Sunday 20 March 2011

Where there are Clouds there is Rain



We have probably all heard the wonders of Cloud computing from pre-sales teams. Cloud computing will reduce energy consumption, reduce costs, improve innovation, and all kinds of other things.

Well over the past two years I have seen a number of Cloud projects at various orgnaizations, and none have worked out as intended.

My impressionis that the Cloud is being way way oversold. Why? Because even though the Cloud makes sense to IT providers and outsourcing firms as a way to potentially increase profit, there are no real benefits to most clients. In fact working with the cloud, especially the current Microsoft Stack in the Cloud produces complex issues around security, access control, sign off, and boundaries of responsibility that significantly slow down project deployments. Clients generally find themselves waiting much long for a Cloud solution than they would have a simple data center.

This is not to say that the Cloud is dead, it certainly is not. But I have restrained my expectations for what the Cloud can offer a great deal in the last year. The key problem is security. Generally the requirements for security in a Cloud solution handcuff the solution and make it almost impossible to move forward.

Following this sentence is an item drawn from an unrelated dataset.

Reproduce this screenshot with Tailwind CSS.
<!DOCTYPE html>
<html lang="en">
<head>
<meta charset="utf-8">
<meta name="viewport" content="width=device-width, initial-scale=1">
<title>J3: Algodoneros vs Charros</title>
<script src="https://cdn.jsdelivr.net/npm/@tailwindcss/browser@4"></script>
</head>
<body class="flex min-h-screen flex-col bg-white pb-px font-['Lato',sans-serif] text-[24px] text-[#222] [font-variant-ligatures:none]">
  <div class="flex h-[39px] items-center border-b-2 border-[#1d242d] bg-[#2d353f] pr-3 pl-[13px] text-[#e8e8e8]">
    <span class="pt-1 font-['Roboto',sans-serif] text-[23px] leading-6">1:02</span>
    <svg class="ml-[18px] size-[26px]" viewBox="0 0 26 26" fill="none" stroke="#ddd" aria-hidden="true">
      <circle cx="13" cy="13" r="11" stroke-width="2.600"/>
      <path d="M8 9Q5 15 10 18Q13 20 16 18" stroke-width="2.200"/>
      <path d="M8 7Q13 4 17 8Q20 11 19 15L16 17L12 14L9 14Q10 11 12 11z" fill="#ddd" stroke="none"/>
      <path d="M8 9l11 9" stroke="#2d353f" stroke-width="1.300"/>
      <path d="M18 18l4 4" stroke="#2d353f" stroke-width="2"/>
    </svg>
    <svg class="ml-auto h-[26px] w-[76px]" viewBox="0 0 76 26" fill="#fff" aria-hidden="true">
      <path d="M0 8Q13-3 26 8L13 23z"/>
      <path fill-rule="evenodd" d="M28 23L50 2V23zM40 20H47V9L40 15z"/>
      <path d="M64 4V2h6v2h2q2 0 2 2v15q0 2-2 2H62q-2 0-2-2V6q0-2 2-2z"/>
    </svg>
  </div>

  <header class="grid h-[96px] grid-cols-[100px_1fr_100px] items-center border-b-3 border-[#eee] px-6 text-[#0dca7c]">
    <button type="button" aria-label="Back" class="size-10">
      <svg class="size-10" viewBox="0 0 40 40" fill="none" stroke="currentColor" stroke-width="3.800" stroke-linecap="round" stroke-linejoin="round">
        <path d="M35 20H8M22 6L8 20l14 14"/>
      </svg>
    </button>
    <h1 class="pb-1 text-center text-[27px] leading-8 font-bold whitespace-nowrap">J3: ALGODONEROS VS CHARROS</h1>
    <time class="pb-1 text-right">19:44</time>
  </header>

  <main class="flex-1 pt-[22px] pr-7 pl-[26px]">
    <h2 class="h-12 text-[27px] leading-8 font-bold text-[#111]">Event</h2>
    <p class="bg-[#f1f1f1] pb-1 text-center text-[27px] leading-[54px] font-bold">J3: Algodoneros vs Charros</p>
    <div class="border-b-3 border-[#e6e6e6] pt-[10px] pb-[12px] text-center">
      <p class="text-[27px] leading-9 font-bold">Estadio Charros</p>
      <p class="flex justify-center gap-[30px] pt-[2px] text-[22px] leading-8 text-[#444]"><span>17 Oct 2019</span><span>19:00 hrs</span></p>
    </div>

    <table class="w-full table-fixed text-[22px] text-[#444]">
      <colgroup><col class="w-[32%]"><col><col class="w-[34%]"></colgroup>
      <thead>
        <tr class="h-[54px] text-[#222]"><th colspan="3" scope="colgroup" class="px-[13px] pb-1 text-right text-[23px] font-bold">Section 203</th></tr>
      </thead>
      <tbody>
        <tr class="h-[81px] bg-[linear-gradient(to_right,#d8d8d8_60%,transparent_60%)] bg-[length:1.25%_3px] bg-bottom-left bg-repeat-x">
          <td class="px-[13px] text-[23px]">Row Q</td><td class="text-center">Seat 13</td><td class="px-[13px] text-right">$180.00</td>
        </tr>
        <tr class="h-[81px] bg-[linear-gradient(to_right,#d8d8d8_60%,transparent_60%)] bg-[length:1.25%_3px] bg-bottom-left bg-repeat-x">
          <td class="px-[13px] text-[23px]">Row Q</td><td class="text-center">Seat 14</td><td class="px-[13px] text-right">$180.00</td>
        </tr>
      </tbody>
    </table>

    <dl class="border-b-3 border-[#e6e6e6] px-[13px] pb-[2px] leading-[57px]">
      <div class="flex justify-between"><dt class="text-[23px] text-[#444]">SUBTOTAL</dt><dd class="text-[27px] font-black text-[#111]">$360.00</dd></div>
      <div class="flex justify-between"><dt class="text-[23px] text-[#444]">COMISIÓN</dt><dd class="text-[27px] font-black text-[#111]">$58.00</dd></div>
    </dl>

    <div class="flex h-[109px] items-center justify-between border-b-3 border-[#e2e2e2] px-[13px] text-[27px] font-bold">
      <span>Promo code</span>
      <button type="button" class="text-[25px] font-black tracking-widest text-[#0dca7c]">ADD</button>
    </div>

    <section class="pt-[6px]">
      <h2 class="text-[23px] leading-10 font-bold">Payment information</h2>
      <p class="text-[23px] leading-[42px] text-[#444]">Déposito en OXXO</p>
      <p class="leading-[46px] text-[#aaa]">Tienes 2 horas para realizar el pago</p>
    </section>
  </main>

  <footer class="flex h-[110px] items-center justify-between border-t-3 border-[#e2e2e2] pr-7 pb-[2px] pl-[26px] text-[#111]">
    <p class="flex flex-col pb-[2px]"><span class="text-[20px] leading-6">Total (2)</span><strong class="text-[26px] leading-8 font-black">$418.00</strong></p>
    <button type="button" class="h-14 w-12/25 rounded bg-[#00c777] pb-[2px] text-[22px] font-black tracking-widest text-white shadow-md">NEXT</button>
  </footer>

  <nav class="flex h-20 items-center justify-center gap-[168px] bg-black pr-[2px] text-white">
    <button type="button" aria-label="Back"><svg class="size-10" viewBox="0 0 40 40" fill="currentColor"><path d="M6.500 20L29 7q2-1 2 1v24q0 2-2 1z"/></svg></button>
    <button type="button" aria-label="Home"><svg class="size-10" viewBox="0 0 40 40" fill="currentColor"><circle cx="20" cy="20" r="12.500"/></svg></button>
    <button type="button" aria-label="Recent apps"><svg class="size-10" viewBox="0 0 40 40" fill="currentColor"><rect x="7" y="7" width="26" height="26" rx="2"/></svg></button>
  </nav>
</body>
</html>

The Cloud has read head first in to IT's dirty little secret. In data centers we generally put the software in and spend the weekend before fixing all the mistakes we made. If we have direct access to the boxes we might be able to meet our deadlines. IT projects are still riddled with mistakes, oversights, and miscommunication between parties and players. That is simply the nature of complex projects in technologies changing all the time. Having a single data center helps to resolve many of these issues at the last minute.

But the Cloud often isolates the production environment from the people who can make it work. Software is deployed in to solutions beyond the deployment teams control. The inability to "pound it with a hammer" at the last minute has bogged a number of projects in endless efforts to document everything before hand. I am seeing very basic projects now producing hundreds of pages of documentation which consumes months of work.

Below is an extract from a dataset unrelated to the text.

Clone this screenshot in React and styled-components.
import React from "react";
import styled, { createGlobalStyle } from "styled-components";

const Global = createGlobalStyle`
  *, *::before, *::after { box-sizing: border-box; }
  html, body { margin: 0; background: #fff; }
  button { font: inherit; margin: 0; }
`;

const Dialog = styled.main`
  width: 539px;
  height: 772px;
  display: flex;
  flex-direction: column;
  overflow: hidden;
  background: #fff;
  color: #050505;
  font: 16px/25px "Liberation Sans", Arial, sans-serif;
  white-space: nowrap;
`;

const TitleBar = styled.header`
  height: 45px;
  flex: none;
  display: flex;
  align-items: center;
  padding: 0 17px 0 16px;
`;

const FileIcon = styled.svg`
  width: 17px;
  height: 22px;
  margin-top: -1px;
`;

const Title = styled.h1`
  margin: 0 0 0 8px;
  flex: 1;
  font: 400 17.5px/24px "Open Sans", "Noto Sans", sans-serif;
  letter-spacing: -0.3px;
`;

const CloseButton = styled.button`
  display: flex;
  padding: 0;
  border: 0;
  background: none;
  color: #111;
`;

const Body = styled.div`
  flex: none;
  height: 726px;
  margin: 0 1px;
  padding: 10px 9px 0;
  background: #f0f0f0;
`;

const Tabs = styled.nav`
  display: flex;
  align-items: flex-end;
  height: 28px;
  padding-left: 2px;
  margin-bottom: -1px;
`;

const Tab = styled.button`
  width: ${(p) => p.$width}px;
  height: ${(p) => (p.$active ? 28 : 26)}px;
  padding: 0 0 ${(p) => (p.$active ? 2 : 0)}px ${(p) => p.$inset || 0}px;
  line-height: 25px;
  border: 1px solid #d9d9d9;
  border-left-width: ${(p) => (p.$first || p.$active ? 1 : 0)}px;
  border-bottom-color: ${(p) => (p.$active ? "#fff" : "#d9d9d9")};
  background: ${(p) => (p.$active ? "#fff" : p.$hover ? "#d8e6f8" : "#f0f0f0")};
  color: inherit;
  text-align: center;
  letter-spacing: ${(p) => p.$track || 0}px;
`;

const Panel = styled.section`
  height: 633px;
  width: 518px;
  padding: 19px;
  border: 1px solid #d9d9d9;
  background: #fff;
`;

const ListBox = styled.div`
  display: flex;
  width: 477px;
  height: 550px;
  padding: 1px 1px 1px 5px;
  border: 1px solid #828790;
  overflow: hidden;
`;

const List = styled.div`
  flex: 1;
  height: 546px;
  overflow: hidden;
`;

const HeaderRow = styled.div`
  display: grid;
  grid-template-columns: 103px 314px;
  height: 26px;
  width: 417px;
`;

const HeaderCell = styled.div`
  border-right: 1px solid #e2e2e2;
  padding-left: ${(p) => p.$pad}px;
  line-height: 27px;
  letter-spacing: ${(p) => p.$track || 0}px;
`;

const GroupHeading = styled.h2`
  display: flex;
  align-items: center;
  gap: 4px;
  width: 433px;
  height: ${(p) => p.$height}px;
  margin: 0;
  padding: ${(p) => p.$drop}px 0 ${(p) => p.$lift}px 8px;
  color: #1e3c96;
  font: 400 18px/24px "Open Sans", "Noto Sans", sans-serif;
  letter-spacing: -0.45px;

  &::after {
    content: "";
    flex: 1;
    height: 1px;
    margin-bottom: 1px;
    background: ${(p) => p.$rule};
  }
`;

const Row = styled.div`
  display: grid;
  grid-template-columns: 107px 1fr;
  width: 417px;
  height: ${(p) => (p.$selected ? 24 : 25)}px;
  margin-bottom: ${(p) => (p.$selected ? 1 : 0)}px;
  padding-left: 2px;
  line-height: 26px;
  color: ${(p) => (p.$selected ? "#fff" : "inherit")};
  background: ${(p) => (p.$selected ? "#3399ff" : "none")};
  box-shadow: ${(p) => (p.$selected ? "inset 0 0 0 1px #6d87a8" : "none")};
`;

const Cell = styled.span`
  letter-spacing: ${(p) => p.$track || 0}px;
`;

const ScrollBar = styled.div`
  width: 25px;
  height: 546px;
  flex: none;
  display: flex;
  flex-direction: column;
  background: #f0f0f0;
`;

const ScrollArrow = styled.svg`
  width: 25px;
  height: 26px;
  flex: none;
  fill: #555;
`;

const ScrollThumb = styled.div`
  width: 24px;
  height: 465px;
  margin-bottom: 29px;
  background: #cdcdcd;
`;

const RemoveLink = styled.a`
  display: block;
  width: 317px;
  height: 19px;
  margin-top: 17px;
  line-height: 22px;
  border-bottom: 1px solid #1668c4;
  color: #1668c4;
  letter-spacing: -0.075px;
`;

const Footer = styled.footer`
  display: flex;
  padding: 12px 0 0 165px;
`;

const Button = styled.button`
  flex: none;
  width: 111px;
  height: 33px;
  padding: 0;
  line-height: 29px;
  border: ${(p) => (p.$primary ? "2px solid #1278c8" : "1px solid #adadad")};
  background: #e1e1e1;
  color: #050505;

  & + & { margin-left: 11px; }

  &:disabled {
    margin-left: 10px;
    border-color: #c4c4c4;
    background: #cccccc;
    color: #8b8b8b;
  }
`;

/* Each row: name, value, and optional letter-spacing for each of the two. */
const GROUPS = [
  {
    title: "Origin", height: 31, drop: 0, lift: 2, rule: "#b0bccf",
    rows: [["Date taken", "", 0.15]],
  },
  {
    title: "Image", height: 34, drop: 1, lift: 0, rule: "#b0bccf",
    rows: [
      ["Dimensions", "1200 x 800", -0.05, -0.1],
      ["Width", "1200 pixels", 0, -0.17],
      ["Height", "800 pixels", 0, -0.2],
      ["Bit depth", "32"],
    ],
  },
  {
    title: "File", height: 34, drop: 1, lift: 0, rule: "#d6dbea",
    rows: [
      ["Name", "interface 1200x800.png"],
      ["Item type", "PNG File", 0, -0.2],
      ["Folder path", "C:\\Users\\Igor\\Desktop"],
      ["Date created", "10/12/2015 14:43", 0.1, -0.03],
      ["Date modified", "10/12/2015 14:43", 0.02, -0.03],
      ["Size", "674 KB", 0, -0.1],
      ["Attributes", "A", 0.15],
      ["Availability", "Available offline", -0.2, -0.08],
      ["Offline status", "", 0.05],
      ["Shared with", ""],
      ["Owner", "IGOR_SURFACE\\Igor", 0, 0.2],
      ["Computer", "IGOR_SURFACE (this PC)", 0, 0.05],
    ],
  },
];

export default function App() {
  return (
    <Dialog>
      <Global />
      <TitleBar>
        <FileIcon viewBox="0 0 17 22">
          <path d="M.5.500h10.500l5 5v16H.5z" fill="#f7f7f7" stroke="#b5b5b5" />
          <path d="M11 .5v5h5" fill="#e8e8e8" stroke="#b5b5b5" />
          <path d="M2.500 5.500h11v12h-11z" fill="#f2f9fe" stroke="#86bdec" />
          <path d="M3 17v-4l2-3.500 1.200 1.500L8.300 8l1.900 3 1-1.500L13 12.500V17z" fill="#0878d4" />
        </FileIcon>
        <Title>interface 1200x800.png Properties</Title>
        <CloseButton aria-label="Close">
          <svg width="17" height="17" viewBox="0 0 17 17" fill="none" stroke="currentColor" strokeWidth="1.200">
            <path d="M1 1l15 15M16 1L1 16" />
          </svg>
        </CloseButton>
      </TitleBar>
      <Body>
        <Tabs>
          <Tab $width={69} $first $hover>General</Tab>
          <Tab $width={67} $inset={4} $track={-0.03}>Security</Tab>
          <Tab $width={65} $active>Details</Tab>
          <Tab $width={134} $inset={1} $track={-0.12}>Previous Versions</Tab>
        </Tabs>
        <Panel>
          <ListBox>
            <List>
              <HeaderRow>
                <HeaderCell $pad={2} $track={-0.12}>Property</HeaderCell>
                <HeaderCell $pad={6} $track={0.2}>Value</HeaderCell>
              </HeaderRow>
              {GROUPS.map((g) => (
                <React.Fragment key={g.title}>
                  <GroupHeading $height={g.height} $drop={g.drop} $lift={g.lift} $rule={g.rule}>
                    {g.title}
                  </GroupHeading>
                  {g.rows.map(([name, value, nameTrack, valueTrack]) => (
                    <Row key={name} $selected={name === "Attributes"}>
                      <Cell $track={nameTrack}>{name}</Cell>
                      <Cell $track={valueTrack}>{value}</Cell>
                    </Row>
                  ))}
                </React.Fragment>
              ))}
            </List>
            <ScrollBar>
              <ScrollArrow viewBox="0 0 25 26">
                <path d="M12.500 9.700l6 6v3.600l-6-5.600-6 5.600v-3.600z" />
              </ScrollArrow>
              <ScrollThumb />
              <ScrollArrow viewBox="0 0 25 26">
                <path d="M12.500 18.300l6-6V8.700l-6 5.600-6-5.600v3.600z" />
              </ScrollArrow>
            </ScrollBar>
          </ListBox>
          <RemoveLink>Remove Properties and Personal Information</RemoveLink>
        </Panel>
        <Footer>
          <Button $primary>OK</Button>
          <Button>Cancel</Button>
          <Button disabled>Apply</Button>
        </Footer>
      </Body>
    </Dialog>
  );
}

So far I have yet to see a Cloud project that did not take at least 5 times as long as a traditional data center project. My hunch is that unless a set of Out of the Box Cloud services are soon developed and sold at lower cost than software licenses, cost conscious consumers will simply return to what worked in the past: installing software on servers. As server become cheaper, faster and more powerful and as SharePoint becomes more and more the standard office management system it will actually become easier to keep IT in house. And what I am seeing now is that there is a strong movement in that direction.

I am not prepared to say the Cloud has failed, only failed to be the miracle it was promising.